世界の登山界が今、揺れている。
と言うのは大袈裟だけれど、話は今年の4月。
韓国の登山家が、女性初の世界8000m峰全座(14座)登頂を成し遂げた。が、ここに疑問の声が上がったのだ。14座のうちの1座で、最高点まで到達していなかったのではないかと。お膝元の韓国の山岳連盟も「登頂を認めない」とコメントし、話はややこしくなっている。

ところで、普通、「山に登った」と言えば「最高点に登った」ことを言うが、世の中には、最高点まで行かなくても「登った」と認められる山がいくつかある。ちょっと紹介しよう。


(1)富士山とキリマンジャロ
片や日本の最高峰、片やアフリカの最高峰。
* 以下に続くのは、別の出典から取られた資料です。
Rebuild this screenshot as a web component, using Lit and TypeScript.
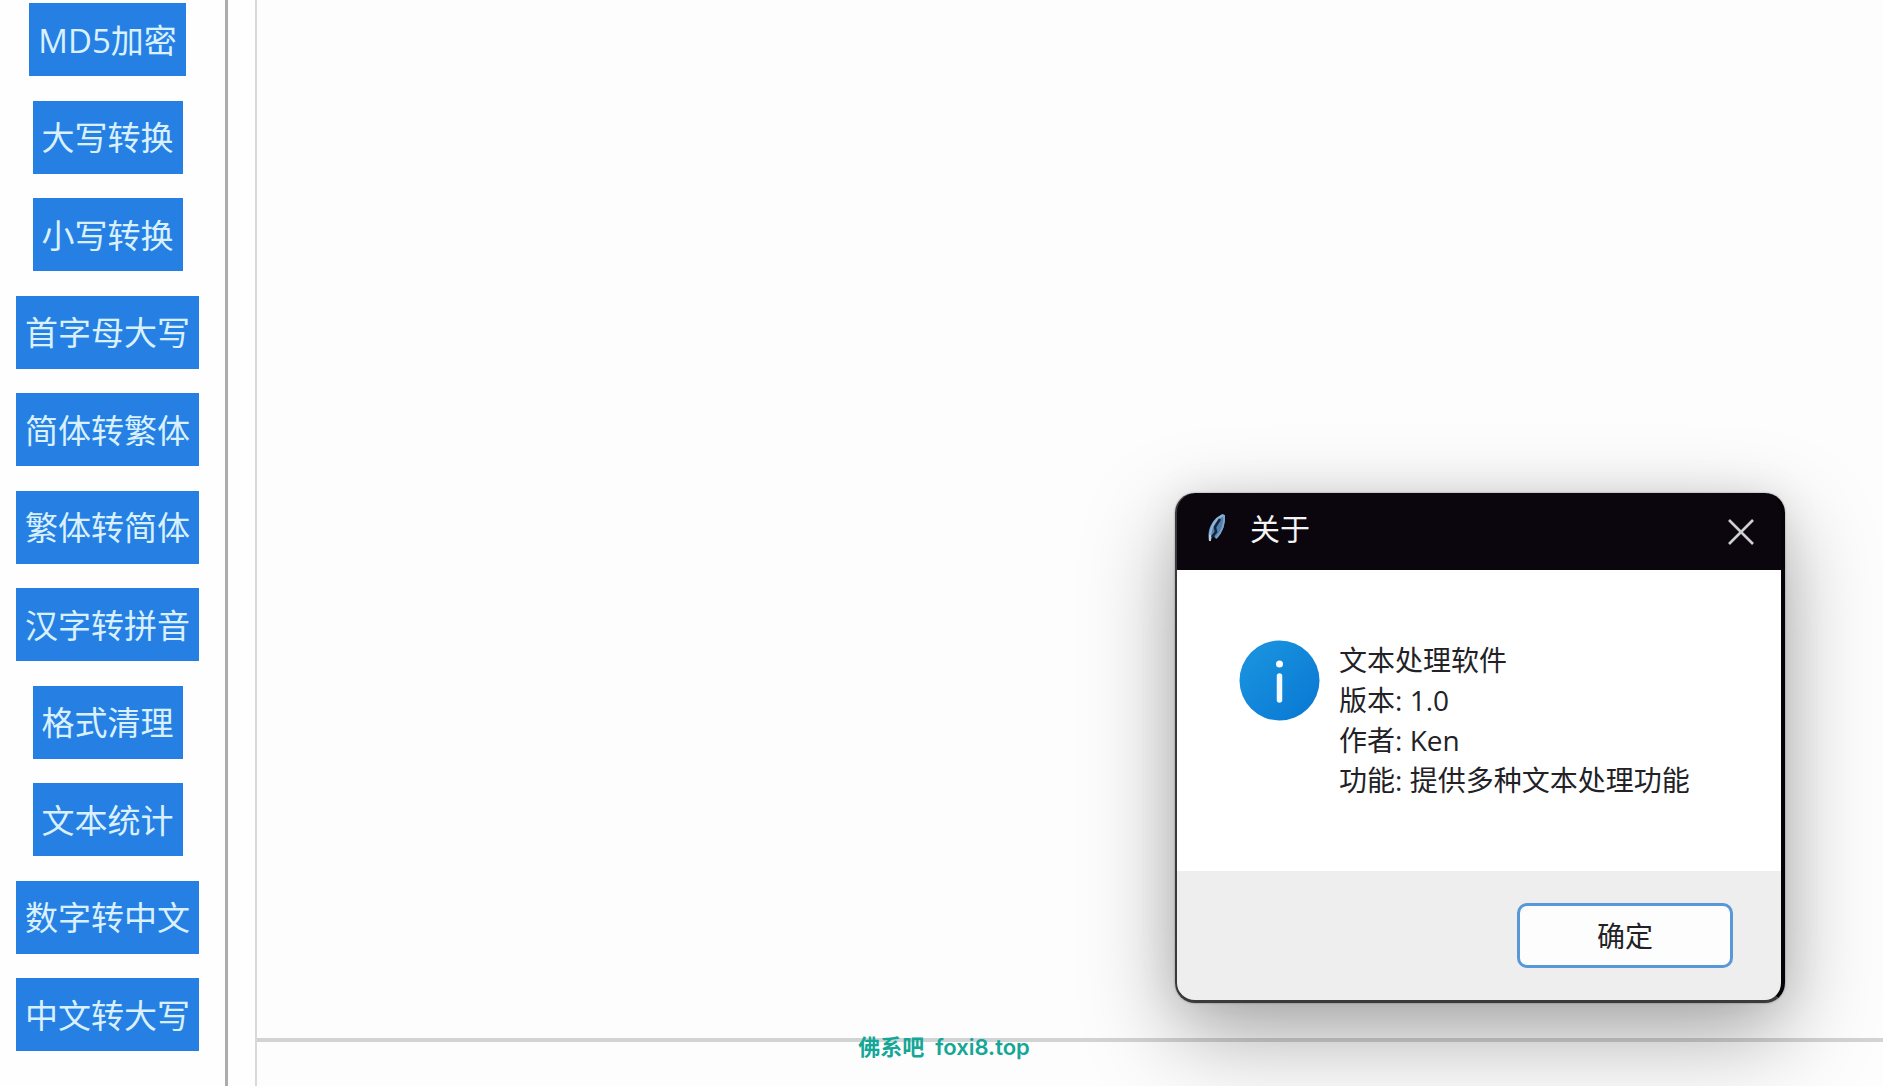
import { LitElement, html, css } from "lit";
import { customElement, state } from "lit/decorators.js";

const TOOLS = [
  "MD5加密",
  "大写转换",
  "小写转换",
  "首字母大写",
  "简体转繁体",
  "繁体转简体",
  "汉字转拼音",
  "格式清理",
  "文本统计",
  "数字转中文",
  "中文转大写",
];

@customElement("tool-sidebar")
class ToolSidebar extends LitElement {
  static styles = css`
    :host {
      display: flex;
      box-sizing: border-box;
      width: 228px;
      padding: 3px 10px 35px 0;
      border-right: 3px solid #acacac;
    }
    .list {
      flex: 1;
      display: flex;
      flex-direction: column;
      align-items: center;
      justify-content: space-between;
    }
    .tool {
      height: 73px;
      padding: 2px 9px 0;
      border: 0;
      border-radius: 0;
      background: #2680e3;
      color: #d9f1ff;
      font-family: "Open Sans", "Noto Sans CJK SC", sans-serif;
      font-size: 33px;
      font-weight: 400;
      line-height: 40px;
      white-space: nowrap;
    }
  `;
  render() {
    return html`<nav class="list">
      ${TOOLS.map((t) => html`<button class="tool" type="button">${t}</button>`)}
    </nav>`;
  }
}

@customElement("about-dialog")
class AboutDialog extends LitElement {
  static styles = css`
    :host {
      display: block;
      font-family: "Open Sans", "Noto Sans CJK SC", sans-serif;
    }
    .window {
      overflow: hidden;
      border: solid #3a3a3c;
      border-width: 0 4px 3px 2px;
      border-right-color: #050308;
      border-radius: 20px;
      background: linear-gradient(#0b060d 77px, #eeeeee 77px);
      box-shadow:
        0 0 2px rgba(0, 0, 0, 0.4),
        0 32px 90px rgba(0, 0, 0, 0.34),
        0 0 40px rgba(0, 0, 0, 0.08);
    }
    .bar {
      display: flex;
      align-items: center;
      height: 77px;
      padding: 0 26px 0 30px;
      color: #f4f4f4;
    }
    .feather {
      width: 20px;
      height: 32px;
      margin: 0 23px 10px 0;
    }
    .title {
      flex: 1;
      margin: 0;
      font-size: 30px;
      font-weight: 400;
      line-height: 40px;
      padding-bottom: 5px;
    }
    .close {
      display: flex;
      padding: 0;
      border: 0;
      background: none;
    }
    .body {
      display: flex;
      gap: 19px;
      padding: 70px 62px 71px;
      background: #ffffff;
      color: #222226;
      font-size: 28px;
      line-height: 40px;
    }
    .info {
      flex: none;
      width: 81px;
      height: 81px;
    }
    .body p {
      margin: 0;
      white-space: nowrap;
    }
    .foot {
      display: flex;
      justify-content: flex-end;
      padding: 32px 48px;
    }
    .ok {
      width: 216px;
      height: 65px;
      padding: 0 0 2px;
      border: 3px solid #5897d8;
      border-radius: 10px;
      background: #fdfdfd;
      color: #222226;
      font: inherit;
      font-size: 28px;
    }
  `;
  private dismiss() {
    this.dispatchEvent(new CustomEvent("dismiss"));
  }
  render() {
    return html`<section class="window" role="dialog" aria-labelledby="title">
      <header class="bar">
        <svg class="feather" viewBox="0 0 20 32" aria-hidden="true">
          <path d="M2 30C0 20 4 7 17 3C19 12 16 22 9 28L6 24L4 29Z" fill="#4f80b0" />
          <path d="M16 4C8 8 4 15 3 24" fill="none" stroke="#8fb4d6" stroke-width="2.500" />
          <path d="M17 4C18 12 15 21 9 27" fill="none" stroke="#7ea3c4" stroke-width="2" />
          <path d="M13 8L8 16L9 21L5 26" fill="none" stroke="#14253a" stroke-width="2.500" />
          <path d="M3 24V30" stroke="#c4ccd2" stroke-width="2" />
        </svg>
        <h1 class="title" id="title">关于</h1>
        <button class="close" type="button" aria-label="关闭" @click=${this.dismiss}>
          <svg width="28" height="28" viewBox="0 0 28 28" aria-hidden="true">
            <path d="M2 2L26 26M26 2L2 26" stroke="#cfcfd1" stroke-width="2.600" />
          </svg>
        </button>
      </header>
      <div class="body">
        <svg class="info" viewBox="0 0 81 81" aria-hidden="true">
          <defs>
            <linearGradient id="g" x1="0" y1="0" x2="1" y2="1">
              <stop offset="0.200" stop-color="#1890de" />
              <stop offset="0.900" stop-color="#0a7ad4" />
            </linearGradient>
          </defs>
          <circle cx="40.500" cy="40.500" r="40" fill="url(#g)" />
          <circle cx="40.500" cy="24" r="3.500" fill="#fff" />
          <path d="M40.500 36V60" stroke="#f2faff" stroke-width="5.500" stroke-linecap="round" />
        </svg>
        <p>文本处理软件<br />版本: 1.0<br />作者: Ken<br />功能: 提供多种文本处理功能</p>
      </div>
      <footer class="foot">
        <button class="ok" type="button" @click=${this.dismiss}>确定</button>
      </footer>
    </section>`;
  }
}

@customElement("app-root")
class AppRoot extends LitElement {
  @state() private aboutOpen = true;

  static styles = css`
    :host {
      display: block;
    }
    .page {
      position: relative;
      display: flex;
      min-height: 100vh;
      overflow: hidden;
      background: #fefefe;
    }
    .work {
      flex: 1;
      display: flex;
      flex-direction: column;
      margin-left: 27px;
      border-left: 2px solid #d9d9d9;
      background: #fdfdfd;
    }
    .editor {
      flex: 1;
      border-bottom: 4px solid #d0d4d4;
    }
    .status {
      height: 44px;
    }
    .about {
      position: absolute;
      right: 98px;
      bottom: 83px;
      width: 610px;
    }
    .mark {
      position: absolute;
      left: 0;
      right: 0;
      bottom: 23px;
      padding-left: 5px;
      text-align: center;
      color: #14a697;
      font-family: "Inter", "Noto Sans CJK SC", sans-serif;
      font-size: 22px;
      font-weight: 600;
      line-height: 32px;
      white-space: pre;
    }
  `;
  render() {
    return html`<div class="page">
      <tool-sidebar></tool-sidebar>
      <main class="work">
        <div class="editor"></div>
        <div class="status"></div>
      </main>
      ${this.aboutOpen
        ? html`<about-dialog class="about" @dismiss=${() => (this.aboutOpen = false)}></about-dialog>`
        : ""}
      <div class="mark">佛系吧  foxi8.top</div>
    </div>`;
  }
}
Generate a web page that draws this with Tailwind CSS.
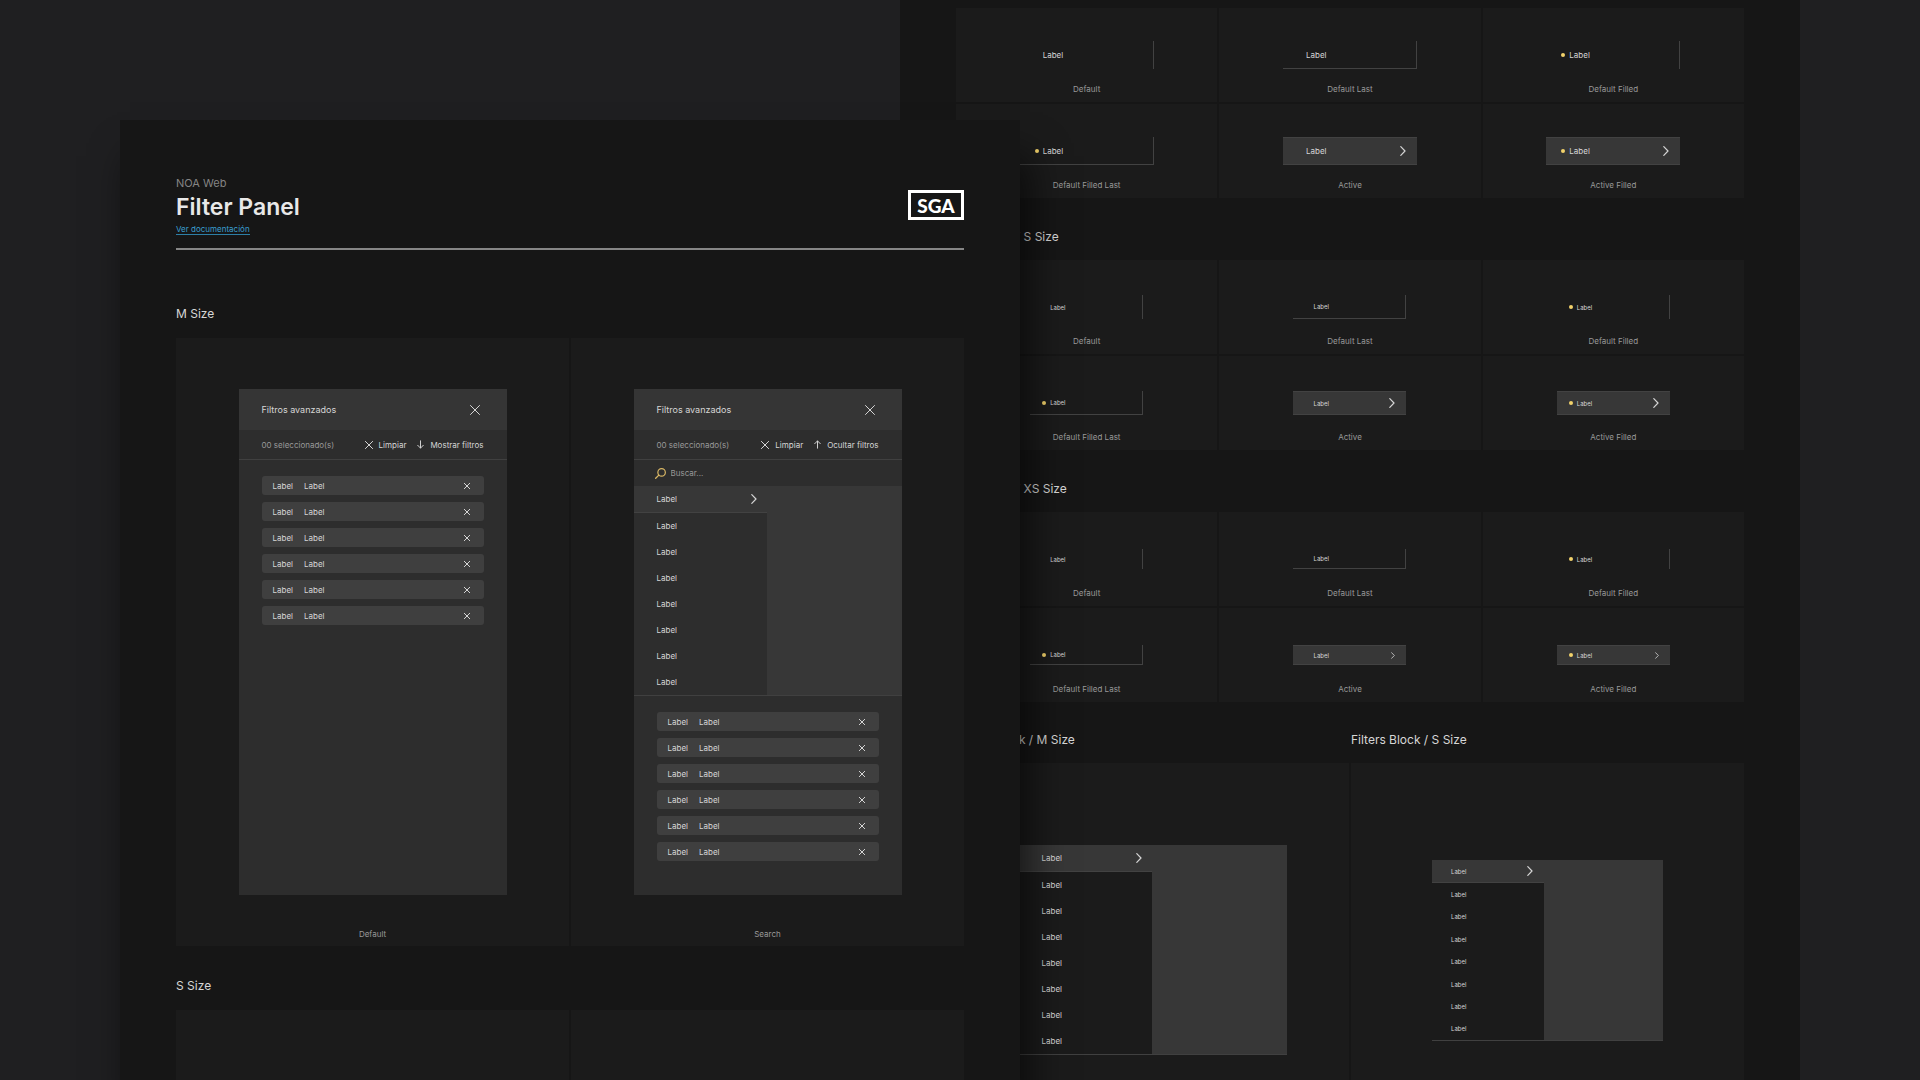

山頂の標高は3776mと5895m。どちらの山も、最高点まで行かなくても、通常、「登った」と認められる。

富士山の頂上は大きな噴火口になっている。水を注いだら、きっと大きな湖ができる。火口を一周すると、1時間以上かかってしまう。

3776mの最高点は「剣ヶ峰」と呼ばれ、噴火口の縁の一点にある。が、ここまで到達しなくても、噴火口のどこか(標高3720mくらい)に到達すれば、「登った」と認められる。
富士山の場合、毎年何十万人もがトライするので、みんなが狭い「剣ヶ峰」を目指したら大変なことになってしまう。そんな事情もあるんじゃないかと思う。

さて、キリマンジャロも富士山に似た形のきれいな山。最高点の「ウフルピーク」(5895m)まで行けなくても、200m以上低いが火口の縁である「ギルマンズポイント」(5681m)まで登れれば、登頂証明書がもらえるそうだ。


(2)浅間山と利尻山
どちらも日本百名山。共通するのは「最高点に行くのは危険」ということ。
浅間山は絶えず噴煙を上げる火山。危ないので最高点(2568m)は立入禁止。しかし、百名山を目指す人にしたら、いつまでたっても百名山登頂が達成できなくて困ってしまう。というわけなのか、少し手前にある前掛山(2524m)、または黒斑山(2404m)まで行けば、「浅間山登頂」と認められている。


一方の利尻山は、北海道の海に浮かぶ名峰。北峰と南峰の2つの山頂があって、南峰(1721m)の方がちょっと高い。でも南峰への道は崩れていて危険。だから、北峰(1719m)に登れば「登頂」ということになっている。

最後にまとめを。登山は所詮、自己満足の世界。
「人類初」とかの記録じゃなければ、自分が登ったと思えればいいわけで。最高点にこだわらなくても、いいのかもしれません。